TASK DESCRIPTION:
Every line holding the string "React" should be gathered.
━━ SUPPLIED INFORMATION
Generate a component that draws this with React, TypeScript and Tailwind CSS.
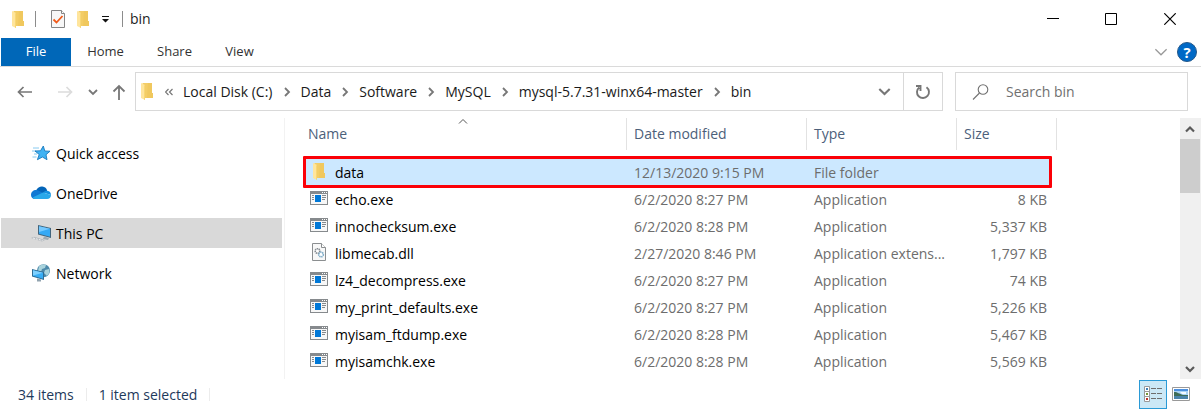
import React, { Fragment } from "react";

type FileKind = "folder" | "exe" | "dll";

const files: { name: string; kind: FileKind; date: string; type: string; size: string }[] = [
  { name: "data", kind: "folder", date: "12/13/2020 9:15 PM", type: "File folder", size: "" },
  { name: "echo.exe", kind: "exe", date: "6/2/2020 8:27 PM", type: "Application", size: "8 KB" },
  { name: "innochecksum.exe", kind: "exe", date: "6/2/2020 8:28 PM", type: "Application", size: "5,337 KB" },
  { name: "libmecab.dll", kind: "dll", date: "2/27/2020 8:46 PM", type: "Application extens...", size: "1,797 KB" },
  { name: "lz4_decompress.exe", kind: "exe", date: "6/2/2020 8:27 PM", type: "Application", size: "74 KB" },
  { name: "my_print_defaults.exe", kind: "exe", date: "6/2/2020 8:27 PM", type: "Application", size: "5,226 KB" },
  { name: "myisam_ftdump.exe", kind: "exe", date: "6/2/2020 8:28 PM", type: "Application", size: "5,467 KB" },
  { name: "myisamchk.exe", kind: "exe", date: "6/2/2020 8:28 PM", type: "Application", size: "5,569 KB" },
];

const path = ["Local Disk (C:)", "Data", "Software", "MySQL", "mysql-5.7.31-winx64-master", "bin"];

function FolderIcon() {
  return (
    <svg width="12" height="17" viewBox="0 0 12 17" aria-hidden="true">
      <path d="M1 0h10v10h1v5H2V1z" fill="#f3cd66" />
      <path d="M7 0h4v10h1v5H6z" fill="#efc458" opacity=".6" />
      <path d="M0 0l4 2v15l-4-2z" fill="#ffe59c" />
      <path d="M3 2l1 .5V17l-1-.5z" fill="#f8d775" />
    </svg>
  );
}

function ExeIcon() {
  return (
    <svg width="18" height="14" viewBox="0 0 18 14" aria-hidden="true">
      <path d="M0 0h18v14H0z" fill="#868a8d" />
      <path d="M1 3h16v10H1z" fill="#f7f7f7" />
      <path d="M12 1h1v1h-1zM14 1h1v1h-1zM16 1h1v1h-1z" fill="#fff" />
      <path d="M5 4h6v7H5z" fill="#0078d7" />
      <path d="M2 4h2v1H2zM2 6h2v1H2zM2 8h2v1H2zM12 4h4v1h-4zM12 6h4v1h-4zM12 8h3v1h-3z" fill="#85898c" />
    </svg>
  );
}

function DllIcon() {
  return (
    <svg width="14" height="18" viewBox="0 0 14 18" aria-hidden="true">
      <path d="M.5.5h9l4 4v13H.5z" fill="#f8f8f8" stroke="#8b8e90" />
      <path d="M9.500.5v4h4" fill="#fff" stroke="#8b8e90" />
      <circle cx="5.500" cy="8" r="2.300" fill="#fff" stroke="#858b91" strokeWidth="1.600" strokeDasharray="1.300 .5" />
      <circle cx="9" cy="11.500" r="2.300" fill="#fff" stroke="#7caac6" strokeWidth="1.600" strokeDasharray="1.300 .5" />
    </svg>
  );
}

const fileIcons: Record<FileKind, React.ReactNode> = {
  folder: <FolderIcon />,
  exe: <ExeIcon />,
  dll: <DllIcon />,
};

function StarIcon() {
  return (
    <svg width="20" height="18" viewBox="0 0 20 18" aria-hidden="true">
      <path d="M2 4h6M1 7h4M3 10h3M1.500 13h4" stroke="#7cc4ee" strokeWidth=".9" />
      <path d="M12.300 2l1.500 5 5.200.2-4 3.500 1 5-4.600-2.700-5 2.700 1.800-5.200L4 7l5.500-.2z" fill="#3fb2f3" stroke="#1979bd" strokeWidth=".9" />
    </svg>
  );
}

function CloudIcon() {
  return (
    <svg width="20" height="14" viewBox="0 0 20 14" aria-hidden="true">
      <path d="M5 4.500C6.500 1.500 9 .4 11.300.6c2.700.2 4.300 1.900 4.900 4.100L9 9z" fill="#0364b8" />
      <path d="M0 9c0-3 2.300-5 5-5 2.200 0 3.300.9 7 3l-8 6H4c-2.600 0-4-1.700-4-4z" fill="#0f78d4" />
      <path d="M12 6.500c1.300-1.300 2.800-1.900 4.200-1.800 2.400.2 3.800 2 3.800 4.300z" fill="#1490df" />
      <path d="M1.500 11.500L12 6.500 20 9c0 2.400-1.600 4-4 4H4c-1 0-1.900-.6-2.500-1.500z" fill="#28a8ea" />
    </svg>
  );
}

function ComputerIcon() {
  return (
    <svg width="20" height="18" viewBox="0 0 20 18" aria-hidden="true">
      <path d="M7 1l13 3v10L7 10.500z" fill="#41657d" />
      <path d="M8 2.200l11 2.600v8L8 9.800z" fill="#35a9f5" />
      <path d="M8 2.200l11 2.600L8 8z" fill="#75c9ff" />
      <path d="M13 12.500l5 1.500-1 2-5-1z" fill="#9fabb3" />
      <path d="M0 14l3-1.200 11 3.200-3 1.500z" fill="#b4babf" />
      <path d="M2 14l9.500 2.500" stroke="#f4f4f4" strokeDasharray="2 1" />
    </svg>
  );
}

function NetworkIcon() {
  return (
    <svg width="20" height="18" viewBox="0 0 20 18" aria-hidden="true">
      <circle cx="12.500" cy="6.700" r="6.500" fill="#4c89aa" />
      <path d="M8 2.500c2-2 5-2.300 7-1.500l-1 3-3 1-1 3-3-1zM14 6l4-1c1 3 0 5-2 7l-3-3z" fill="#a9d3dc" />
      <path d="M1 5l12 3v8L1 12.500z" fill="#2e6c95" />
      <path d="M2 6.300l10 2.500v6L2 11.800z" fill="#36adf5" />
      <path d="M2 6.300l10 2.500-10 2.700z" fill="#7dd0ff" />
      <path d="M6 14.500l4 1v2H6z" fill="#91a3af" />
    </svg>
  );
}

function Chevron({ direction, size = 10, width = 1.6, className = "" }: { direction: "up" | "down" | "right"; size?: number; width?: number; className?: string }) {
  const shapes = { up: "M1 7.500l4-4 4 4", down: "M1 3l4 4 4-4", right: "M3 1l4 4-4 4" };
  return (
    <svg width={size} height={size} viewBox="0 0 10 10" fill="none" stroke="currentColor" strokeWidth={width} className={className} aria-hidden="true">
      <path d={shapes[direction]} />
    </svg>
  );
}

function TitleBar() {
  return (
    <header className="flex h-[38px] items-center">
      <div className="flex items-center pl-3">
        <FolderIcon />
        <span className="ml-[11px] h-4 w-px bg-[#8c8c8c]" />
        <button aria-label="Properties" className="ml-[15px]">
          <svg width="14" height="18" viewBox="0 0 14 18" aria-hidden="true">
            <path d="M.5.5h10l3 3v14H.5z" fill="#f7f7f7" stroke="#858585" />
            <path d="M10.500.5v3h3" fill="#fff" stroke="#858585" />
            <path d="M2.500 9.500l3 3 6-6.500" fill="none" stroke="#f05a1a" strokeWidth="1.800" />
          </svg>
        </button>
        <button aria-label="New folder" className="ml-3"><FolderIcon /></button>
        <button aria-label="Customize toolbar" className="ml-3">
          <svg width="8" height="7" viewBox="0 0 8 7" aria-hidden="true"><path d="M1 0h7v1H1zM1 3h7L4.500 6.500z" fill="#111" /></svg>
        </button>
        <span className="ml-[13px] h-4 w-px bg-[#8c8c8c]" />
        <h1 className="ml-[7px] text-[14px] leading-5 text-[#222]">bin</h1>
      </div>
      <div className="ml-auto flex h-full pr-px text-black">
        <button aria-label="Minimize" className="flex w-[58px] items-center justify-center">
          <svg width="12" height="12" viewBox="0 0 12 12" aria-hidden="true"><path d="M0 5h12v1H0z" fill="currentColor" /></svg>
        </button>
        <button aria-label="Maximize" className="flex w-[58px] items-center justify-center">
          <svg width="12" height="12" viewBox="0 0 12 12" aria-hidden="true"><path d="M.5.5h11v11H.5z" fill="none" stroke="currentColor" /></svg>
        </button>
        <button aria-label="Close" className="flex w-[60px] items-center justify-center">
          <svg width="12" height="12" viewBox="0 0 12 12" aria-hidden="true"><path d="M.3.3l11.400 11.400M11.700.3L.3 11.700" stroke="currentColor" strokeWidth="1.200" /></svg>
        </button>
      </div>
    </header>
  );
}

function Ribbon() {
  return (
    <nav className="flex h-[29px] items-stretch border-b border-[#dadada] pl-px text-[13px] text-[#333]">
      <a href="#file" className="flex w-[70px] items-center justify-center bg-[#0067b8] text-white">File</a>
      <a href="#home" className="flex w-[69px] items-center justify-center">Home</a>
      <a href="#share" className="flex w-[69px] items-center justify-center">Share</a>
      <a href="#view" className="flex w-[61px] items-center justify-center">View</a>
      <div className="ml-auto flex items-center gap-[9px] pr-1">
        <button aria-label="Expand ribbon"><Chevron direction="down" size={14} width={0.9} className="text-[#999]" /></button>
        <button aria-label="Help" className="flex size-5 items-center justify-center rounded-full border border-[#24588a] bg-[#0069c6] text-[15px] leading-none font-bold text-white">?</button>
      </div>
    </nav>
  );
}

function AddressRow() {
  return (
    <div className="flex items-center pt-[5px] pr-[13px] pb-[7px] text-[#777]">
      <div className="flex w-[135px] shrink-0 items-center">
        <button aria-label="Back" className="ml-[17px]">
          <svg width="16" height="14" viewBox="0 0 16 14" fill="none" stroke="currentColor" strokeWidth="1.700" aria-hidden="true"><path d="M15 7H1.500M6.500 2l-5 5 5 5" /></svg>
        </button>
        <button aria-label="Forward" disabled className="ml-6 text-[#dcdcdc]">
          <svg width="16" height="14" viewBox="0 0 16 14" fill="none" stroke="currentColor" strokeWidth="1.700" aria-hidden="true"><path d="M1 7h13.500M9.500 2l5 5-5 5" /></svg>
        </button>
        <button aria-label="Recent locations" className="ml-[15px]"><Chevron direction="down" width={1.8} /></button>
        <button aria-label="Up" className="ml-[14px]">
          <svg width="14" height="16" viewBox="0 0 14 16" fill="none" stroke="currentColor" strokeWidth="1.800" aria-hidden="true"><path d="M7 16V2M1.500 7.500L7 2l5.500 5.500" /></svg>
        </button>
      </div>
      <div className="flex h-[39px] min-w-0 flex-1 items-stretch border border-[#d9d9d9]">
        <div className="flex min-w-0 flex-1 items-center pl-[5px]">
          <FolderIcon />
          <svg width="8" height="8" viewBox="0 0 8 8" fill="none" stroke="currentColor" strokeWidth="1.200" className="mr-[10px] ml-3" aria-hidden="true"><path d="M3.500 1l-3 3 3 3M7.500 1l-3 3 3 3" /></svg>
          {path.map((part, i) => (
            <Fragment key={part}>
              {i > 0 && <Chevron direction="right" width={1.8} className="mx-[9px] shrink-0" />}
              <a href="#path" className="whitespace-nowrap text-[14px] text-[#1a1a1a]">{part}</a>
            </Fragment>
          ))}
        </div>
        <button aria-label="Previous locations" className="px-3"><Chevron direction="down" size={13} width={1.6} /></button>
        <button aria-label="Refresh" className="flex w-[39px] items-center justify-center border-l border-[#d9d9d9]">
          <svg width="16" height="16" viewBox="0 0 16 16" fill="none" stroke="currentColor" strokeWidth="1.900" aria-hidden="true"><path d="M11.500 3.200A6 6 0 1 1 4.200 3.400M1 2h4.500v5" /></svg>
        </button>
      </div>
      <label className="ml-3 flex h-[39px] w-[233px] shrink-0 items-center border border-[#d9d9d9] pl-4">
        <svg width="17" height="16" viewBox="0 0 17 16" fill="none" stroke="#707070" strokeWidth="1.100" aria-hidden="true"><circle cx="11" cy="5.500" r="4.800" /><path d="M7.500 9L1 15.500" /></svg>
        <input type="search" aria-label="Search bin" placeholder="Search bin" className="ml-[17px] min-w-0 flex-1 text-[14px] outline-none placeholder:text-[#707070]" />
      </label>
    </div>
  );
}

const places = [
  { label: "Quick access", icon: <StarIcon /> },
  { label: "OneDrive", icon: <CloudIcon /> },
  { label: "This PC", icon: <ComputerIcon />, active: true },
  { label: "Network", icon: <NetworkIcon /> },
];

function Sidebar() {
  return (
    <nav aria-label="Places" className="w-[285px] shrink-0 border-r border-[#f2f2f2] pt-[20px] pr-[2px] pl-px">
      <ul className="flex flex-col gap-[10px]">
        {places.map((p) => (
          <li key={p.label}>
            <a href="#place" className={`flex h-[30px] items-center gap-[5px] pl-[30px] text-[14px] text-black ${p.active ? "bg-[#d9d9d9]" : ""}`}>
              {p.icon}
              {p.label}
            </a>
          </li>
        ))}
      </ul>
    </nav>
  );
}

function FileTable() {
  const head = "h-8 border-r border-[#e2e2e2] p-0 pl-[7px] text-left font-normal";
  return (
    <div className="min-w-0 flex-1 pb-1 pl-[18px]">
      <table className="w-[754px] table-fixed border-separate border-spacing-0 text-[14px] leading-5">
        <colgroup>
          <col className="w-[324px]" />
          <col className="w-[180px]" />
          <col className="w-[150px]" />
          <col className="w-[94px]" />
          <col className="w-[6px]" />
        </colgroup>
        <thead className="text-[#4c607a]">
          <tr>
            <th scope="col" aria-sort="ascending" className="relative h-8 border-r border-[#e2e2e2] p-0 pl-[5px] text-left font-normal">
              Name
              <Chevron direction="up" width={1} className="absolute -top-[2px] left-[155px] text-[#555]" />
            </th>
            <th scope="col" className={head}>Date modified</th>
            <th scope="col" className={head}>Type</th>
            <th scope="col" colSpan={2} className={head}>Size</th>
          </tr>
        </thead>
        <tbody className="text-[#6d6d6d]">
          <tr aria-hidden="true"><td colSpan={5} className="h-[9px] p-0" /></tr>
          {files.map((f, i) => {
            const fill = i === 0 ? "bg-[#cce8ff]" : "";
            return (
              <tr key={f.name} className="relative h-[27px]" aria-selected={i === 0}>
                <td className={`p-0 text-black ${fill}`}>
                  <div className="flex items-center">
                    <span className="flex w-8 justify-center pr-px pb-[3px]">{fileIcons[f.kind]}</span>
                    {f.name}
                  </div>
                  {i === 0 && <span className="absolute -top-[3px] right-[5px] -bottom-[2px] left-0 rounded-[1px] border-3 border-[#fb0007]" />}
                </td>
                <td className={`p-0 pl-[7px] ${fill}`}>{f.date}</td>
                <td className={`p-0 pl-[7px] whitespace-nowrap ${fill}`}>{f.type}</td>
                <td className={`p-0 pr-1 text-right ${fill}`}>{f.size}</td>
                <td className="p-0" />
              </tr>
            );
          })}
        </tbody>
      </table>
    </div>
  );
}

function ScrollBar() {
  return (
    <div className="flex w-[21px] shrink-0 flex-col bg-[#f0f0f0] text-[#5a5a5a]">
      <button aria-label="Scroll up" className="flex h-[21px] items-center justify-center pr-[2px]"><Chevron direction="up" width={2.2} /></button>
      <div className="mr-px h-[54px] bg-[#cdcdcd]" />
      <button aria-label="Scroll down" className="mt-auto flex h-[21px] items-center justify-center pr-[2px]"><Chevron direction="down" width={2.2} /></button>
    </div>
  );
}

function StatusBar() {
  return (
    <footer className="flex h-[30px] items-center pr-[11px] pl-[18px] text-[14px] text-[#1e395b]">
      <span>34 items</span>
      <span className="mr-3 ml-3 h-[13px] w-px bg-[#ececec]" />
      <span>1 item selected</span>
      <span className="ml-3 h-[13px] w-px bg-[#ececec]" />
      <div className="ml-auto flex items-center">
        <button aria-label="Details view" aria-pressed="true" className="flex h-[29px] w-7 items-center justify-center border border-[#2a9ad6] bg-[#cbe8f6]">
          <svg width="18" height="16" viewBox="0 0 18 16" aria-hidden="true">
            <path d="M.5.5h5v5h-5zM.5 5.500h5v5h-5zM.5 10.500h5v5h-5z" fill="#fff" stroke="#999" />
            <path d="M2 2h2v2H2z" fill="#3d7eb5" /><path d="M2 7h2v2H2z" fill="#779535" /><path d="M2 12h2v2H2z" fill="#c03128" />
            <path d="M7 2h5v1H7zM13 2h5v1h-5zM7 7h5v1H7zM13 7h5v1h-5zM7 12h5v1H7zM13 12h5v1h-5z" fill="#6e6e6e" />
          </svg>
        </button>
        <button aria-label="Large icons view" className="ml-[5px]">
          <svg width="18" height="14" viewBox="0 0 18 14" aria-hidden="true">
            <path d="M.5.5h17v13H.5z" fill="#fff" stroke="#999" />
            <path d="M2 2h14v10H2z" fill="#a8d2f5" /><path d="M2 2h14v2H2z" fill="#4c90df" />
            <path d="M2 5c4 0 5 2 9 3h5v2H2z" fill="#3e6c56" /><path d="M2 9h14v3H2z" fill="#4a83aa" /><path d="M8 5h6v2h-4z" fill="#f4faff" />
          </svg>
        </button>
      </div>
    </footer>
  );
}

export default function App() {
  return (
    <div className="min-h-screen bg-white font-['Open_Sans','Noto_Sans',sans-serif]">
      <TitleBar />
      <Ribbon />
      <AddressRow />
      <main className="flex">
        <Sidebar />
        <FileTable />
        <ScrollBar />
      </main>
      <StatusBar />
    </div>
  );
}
━━━━
TASK RESPONSE:
Generate a component that draws this with React, TypeScript and Tailwind CSS.
import React, { Fragment } from "react";
const fileIcons: Record<FileKind, React.ReactNode> = {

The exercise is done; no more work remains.